People made a living in printing using the old letterpress equipment many shop still used with the photo typesetting.

Than, the Apple Computer came out! And, people as your mother did, purchased a computer, a printer, computer programs, (and spend more than giving the work to a printer) and print shop large and small closed.

Printing has NOT died! Letterpress, Offset, high end digital printing is around, BUT you have a hard time making a living to support your family, because EVERYONE has a Apple computer on their desk doing what printers did to support their family.

As a print, I am still making the same as in did in 1990.

The cost of living has gone up. So, that why I say the Apple computer killed printing, (Really mean you can’t support a family anymore)

Yes, in 1993, printers loved the Apple Computer, they could offer more services to their customer, but, in 1995, the RICH people in the computer industry said, lets sell all the computer programs that we sell to the graphics industry to EVERYONE in the world. So, now, everyone has photoshop, InDesign etc in their office.

You keep blaming Apple, but the company that put print production on the desktop is really Adobe and their product is on the PC too.

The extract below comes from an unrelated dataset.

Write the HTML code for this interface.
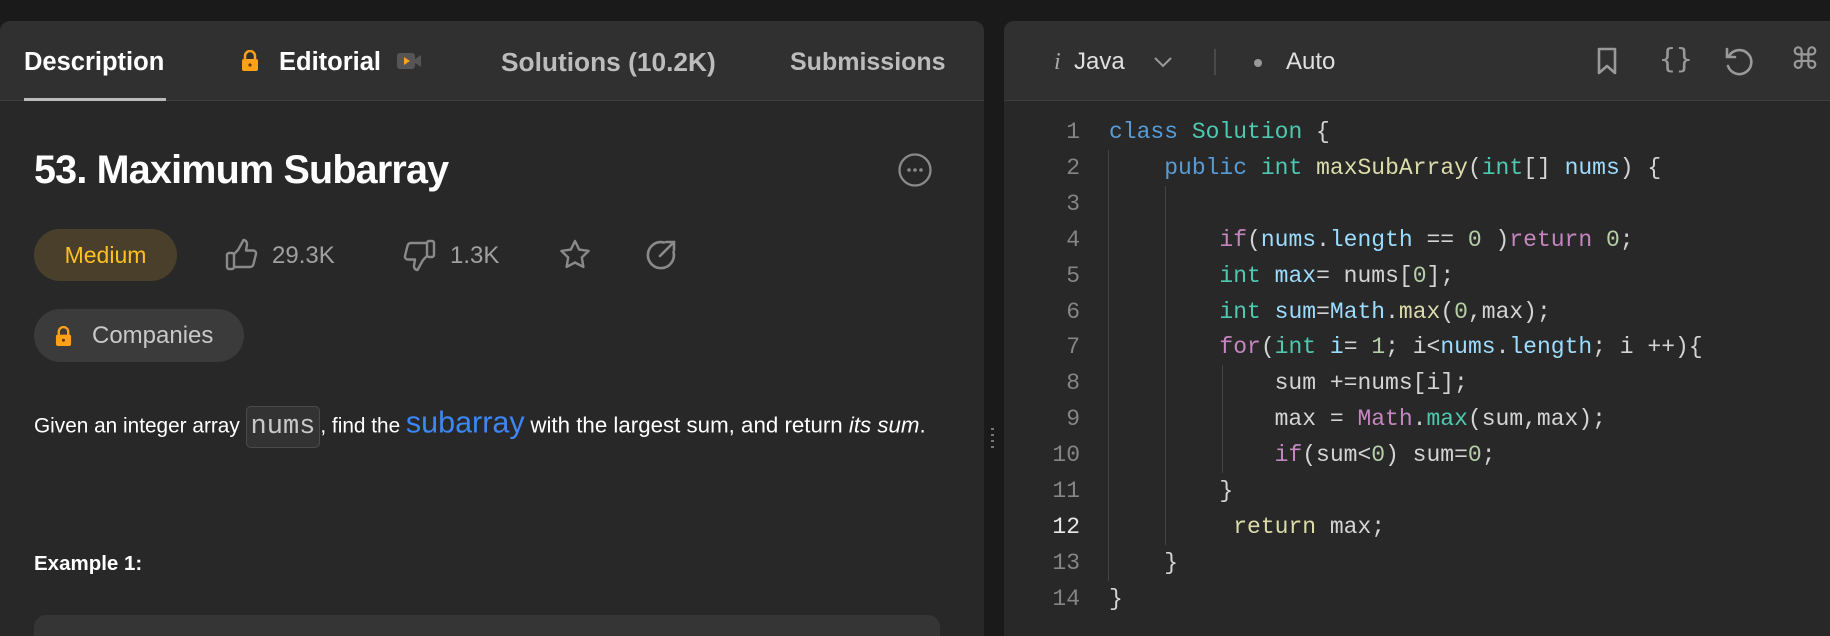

My dad was a longtime International Typographers Union member. He was a Ludlow man in a union hot metal shop when the ITU finally went under and never saw a return on his union dues. At the time, many of the hot metal shops thought cold comp could never provide the quality of hot metal. My dad, many years later, mused how things would have gone if they had opened up the ITU to the early computer typesetters (a move he favored).

Lots of people support their families as printers. They find the right clients and do the right work for it to make money.

Blaming the tools and saying they “killed x” is silly. What falls away isn’t “x”, but the business models based on “x” that no longer provide enough value to warrant asking for the money they need to operate.

Cheap digital SLR cameras and high-quality ink-jet didn’t kill photography, it killed cheap film and shops that developed mass-market photos.